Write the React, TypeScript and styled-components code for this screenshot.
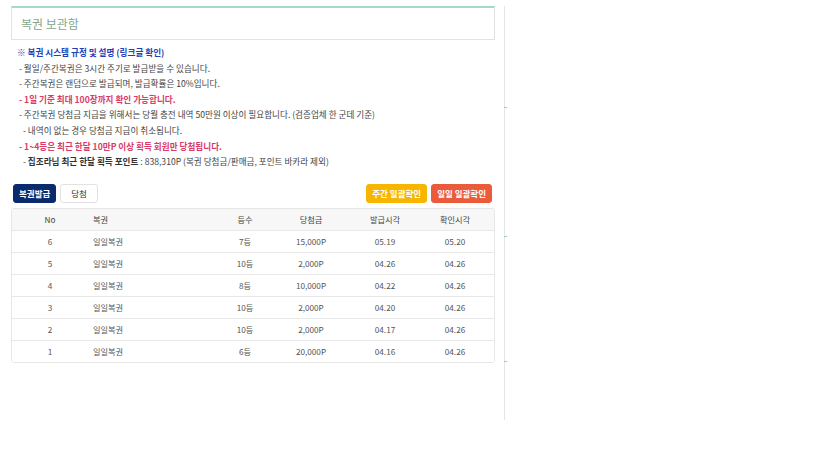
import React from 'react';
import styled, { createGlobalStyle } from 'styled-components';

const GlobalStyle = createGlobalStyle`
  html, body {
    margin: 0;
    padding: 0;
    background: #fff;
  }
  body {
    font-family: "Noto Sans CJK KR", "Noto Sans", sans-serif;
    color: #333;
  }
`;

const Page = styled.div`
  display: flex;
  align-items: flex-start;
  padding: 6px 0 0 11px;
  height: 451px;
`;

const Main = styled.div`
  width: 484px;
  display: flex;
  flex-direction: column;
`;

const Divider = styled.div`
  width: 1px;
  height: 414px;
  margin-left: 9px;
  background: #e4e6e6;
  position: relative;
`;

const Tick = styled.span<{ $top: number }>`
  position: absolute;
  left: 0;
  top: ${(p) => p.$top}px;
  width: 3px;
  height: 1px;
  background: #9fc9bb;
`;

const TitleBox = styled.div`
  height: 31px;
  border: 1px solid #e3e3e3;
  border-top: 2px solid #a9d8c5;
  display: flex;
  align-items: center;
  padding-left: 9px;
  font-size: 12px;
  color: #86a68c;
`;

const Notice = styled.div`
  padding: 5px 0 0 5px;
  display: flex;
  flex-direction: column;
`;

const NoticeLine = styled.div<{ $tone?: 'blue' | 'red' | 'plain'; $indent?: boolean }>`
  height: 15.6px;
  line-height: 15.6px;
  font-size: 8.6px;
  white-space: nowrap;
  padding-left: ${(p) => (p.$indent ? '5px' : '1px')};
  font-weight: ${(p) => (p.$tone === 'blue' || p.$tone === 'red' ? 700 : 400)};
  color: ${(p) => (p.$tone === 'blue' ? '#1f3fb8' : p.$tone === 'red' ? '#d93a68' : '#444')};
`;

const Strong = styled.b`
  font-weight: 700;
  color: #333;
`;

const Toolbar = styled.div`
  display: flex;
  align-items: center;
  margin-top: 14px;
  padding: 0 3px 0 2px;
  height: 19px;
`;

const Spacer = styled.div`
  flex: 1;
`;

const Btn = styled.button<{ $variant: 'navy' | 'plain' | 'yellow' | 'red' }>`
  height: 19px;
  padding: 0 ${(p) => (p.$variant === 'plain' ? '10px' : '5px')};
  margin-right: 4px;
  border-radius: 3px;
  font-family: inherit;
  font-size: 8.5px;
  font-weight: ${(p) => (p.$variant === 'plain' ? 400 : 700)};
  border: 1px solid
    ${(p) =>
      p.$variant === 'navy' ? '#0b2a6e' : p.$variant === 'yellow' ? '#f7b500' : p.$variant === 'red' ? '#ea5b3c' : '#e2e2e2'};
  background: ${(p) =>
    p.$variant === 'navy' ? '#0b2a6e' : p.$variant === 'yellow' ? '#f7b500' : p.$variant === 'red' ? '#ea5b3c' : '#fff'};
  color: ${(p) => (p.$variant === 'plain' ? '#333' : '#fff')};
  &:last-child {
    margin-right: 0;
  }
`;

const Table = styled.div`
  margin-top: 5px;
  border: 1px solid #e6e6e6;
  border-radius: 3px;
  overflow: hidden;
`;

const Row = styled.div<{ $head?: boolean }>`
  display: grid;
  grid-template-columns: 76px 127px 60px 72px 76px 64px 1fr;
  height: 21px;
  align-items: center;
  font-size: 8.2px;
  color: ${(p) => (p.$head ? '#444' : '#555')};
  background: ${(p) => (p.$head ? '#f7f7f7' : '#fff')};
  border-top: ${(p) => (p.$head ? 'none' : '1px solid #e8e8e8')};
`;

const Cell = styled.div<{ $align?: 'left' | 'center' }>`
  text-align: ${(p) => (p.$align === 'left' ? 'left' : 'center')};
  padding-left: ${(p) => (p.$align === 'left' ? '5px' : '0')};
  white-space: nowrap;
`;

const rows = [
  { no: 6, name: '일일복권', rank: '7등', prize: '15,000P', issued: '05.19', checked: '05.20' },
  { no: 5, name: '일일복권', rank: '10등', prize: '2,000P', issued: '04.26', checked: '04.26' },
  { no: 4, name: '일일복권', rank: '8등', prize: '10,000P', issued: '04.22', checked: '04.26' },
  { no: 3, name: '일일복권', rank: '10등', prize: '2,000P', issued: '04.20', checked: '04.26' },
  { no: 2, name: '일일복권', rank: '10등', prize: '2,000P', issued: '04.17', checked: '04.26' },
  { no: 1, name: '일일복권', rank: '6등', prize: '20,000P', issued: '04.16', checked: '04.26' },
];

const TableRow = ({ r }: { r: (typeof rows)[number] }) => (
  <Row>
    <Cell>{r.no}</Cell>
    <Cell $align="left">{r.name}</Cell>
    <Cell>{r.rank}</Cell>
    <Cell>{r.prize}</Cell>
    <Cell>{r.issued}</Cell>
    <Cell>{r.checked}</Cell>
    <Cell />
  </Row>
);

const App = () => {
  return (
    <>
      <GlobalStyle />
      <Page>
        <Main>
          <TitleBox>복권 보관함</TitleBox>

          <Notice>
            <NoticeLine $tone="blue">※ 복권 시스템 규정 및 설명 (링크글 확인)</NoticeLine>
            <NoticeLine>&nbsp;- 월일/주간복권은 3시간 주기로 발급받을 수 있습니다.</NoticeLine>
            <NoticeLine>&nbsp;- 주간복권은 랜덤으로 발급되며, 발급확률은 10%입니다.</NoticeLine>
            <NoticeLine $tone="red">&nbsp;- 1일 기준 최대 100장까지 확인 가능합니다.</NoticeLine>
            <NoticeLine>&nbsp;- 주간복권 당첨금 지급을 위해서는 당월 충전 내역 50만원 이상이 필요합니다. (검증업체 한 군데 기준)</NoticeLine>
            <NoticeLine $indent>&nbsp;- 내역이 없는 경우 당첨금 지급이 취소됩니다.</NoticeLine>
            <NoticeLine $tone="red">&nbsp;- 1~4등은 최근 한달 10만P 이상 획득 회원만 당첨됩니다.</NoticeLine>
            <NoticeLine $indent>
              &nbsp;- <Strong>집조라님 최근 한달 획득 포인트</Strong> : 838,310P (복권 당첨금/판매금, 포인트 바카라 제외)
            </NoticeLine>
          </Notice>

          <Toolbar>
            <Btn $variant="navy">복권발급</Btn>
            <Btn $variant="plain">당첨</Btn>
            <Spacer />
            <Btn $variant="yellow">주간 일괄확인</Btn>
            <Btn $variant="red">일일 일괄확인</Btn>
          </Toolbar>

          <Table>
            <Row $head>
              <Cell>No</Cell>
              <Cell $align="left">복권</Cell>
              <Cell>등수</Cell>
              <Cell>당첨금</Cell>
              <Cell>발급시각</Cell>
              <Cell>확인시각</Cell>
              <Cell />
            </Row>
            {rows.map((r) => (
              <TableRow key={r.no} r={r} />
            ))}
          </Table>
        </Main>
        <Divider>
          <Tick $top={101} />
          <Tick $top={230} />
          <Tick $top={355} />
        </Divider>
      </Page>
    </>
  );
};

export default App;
*****
**What you are asked to do:**
Leaving out the pictures, repeat the data above exactly.

**Full solution:**
Write the React, TypeScript and styled-components code for this screenshot.
import React from 'react';
import styled, { createGlobalStyle } from 'styled-components';

const GlobalStyle = createGlobalStyle`
  html, body {
    margin: 0;
    padding: 0;
    background: #fff;
  }
  body {
    font-family: "Noto Sans CJK KR", "Noto Sans", sans-serif;
    color: #333;
  }
`;

const Page = styled.div`
  display: flex;
  align-items: flex-start;
  padding: 6px 0 0 11px;
  height: 451px;
`;

const Main = styled.div`
  width: 484px;
  display: flex;
  flex-direction: column;
`;

const Divider = styled.div`
  width: 1px;
  height: 414px;
  margin-left: 9px;
  background: #e4e6e6;
  position: relative;
`;

const Tick = styled.span<{ $top: number }>`
  position: absolute;
  left: 0;
  top: ${(p) => p.$top}px;
  width: 3px;
  height: 1px;
  background: #9fc9bb;
`;

const TitleBox = styled.div`
  height: 31px;
  border: 1px solid #e3e3e3;
  border-top: 2px solid #a9d8c5;
  display: flex;
  align-items: center;
  padding-left: 9px;
  font-size: 12px;
  color: #86a68c;
`;

const Notice = styled.div`
  padding: 5px 0 0 5px;
  display: flex;
  flex-direction: column;
`;

const NoticeLine = styled.div<{ $tone?: 'blue' | 'red' | 'plain'; $indent?: boolean }>`
  height: 15.6px;
  line-height: 15.6px;
  font-size: 8.6px;
  white-space: nowrap;
  padding-left: ${(p) => (p.$indent ? '5px' : '1px')};
  font-weight: ${(p) => (p.$tone === 'blue' || p.$tone === 'red' ? 700 : 400)};
  color: ${(p) => (p.$tone === 'blue' ? '#1f3fb8' : p.$tone === 'red' ? '#d93a68' : '#444')};
`;

const Strong = styled.b`
  font-weight: 700;
  color: #333;
`;

const Toolbar = styled.div`
  display: flex;
  align-items: center;
  margin-top: 14px;
  padding: 0 3px 0 2px;
  height: 19px;
`;

const Spacer = styled.div`
  flex: 1;
`;

const Btn = styled.button<{ $variant: 'navy' | 'plain' | 'yellow' | 'red' }>`
  height: 19px;
  padding: 0 ${(p) => (p.$variant === 'plain' ? '10px' : '5px')};
  margin-right: 4px;
  border-radius: 3px;
  font-family: inherit;
  font-size: 8.5px;
  font-weight: ${(p) => (p.$variant === 'plain' ? 400 : 700)};
  border: 1px solid
    ${(p) =>
      p.$variant === 'navy' ? '#0b2a6e' : p.$variant === 'yellow' ? '#f7b500' : p.$variant === 'red' ? '#ea5b3c' : '#e2e2e2'};
  background: ${(p) =>
    p.$variant === 'navy' ? '#0b2a6e' : p.$variant === 'yellow' ? '#f7b500' : p.$variant === 'red' ? '#ea5b3c' : '#fff'};
  color: ${(p) => (p.$variant === 'plain' ? '#333' : '#fff')};
  &:last-child {
    margin-right: 0;
  }
`;

const Table = styled.div`
  margin-top: 5px;
  border: 1px solid #e6e6e6;
  border-radius: 3px;
  overflow: hidden;
`;

const Row = styled.div<{ $head?: boolean }>`
  display: grid;
  grid-template-columns: 76px 127px 60px 72px 76px 64px 1fr;
  height: 21px;
  align-items: center;
  font-size: 8.2px;
  color: ${(p) => (p.$head ? '#444' : '#555')};
  background: ${(p) => (p.$head ? '#f7f7f7' : '#fff')};
  border-top: ${(p) => (p.$head ? 'none' : '1px solid #e8e8e8')};
`;

const Cell = styled.div<{ $align?: 'left' | 'center' }>`
  text-align: ${(p) => (p.$align === 'left' ? 'left' : 'center')};
  padding-left: ${(p) => (p.$align === 'left' ? '5px' : '0')};
  white-space: nowrap;
`;

const rows = [
  { no: 6, name: '일일복권', rank: '7등', prize: '15,000P', issued: '05.19', checked: '05.20' },
  { no: 5, name: '일일복권', rank: '10등', prize: '2,000P', issued: '04.26', checked: '04.26' },
  { no: 4, name: '일일복권', rank: '8등', prize: '10,000P', issued: '04.22', checked: '04.26' },
  { no: 3, name: '일일복권', rank: '10등', prize: '2,000P', issued: '04.20', checked: '04.26' },
  { no: 2, name: '일일복권', rank: '10등', prize: '2,000P', issued: '04.17', checked: '04.26' },
  { no: 1, name: '일일복권', rank: '6등', prize: '20,000P', issued: '04.16', checked: '04.26' },
];

const TableRow = ({ r }: { r: (typeof rows)[number] }) => (
  <Row>
    <Cell>{r.no}</Cell>
    <Cell $align="left">{r.name}</Cell>
    <Cell>{r.rank}</Cell>
    <Cell>{r.prize}</Cell>
    <Cell>{r.issued}</Cell>
    <Cell>{r.checked}</Cell>
    <Cell />
  </Row>
);

const App = () => {
  return (
    <>
      <GlobalStyle />
      <Page>
        <Main>
          <TitleBox>복권 보관함</TitleBox>

          <Notice>
            <NoticeLine $tone="blue">※ 복권 시스템 규정 및 설명 (링크글 확인)</NoticeLine>
            <NoticeLine>&nbsp;- 월일/주간복권은 3시간 주기로 발급받을 수 있습니다.</NoticeLine>
            <NoticeLine>&nbsp;- 주간복권은 랜덤으로 발급되며, 발급확률은 10%입니다.</NoticeLine>
            <NoticeLine $tone="red">&nbsp;- 1일 기준 최대 100장까지 확인 가능합니다.</NoticeLine>
            <NoticeLine>&nbsp;- 주간복권 당첨금 지급을 위해서는 당월 충전 내역 50만원 이상이 필요합니다. (검증업체 한 군데 기준)</NoticeLine>
            <NoticeLine $indent>&nbsp;- 내역이 없는 경우 당첨금 지급이 취소됩니다.</NoticeLine>
            <NoticeLine $tone="red">&nbsp;- 1~4등은 최근 한달 10만P 이상 획득 회원만 당첨됩니다.</NoticeLine>
            <NoticeLine $indent>
              &nbsp;- <Strong>집조라님 최근 한달 획득 포인트</Strong> : 838,310P (복권 당첨금/판매금, 포인트 바카라 제외)
            </NoticeLine>
          </Notice>

          <Toolbar>
            <Btn $variant="navy">복권발급</Btn>
            <Btn $variant="plain">당첨</Btn>
            <Spacer />
            <Btn $variant="yellow">주간 일괄확인</Btn>
            <Btn $variant="red">일일 일괄확인</Btn>
          </Toolbar>

          <Table>
            <Row $head>
              <Cell>No</Cell>
              <Cell $align="left">복권</Cell>
              <Cell>등수</Cell>
              <Cell>당첨금</Cell>
              <Cell>발급시각</Cell>
              <Cell>확인시각</Cell>
              <Cell />
            </Row>
            {rows.map((r) => (
              <TableRow key={r.no} r={r} />
            ))}
          </Table>
        </Main>
        <Divider>
          <Tick $top={101} />
          <Tick $top={230} />
          <Tick $top={355} />
        </Divider>
      </Page>
    </>
  );
};

export default App;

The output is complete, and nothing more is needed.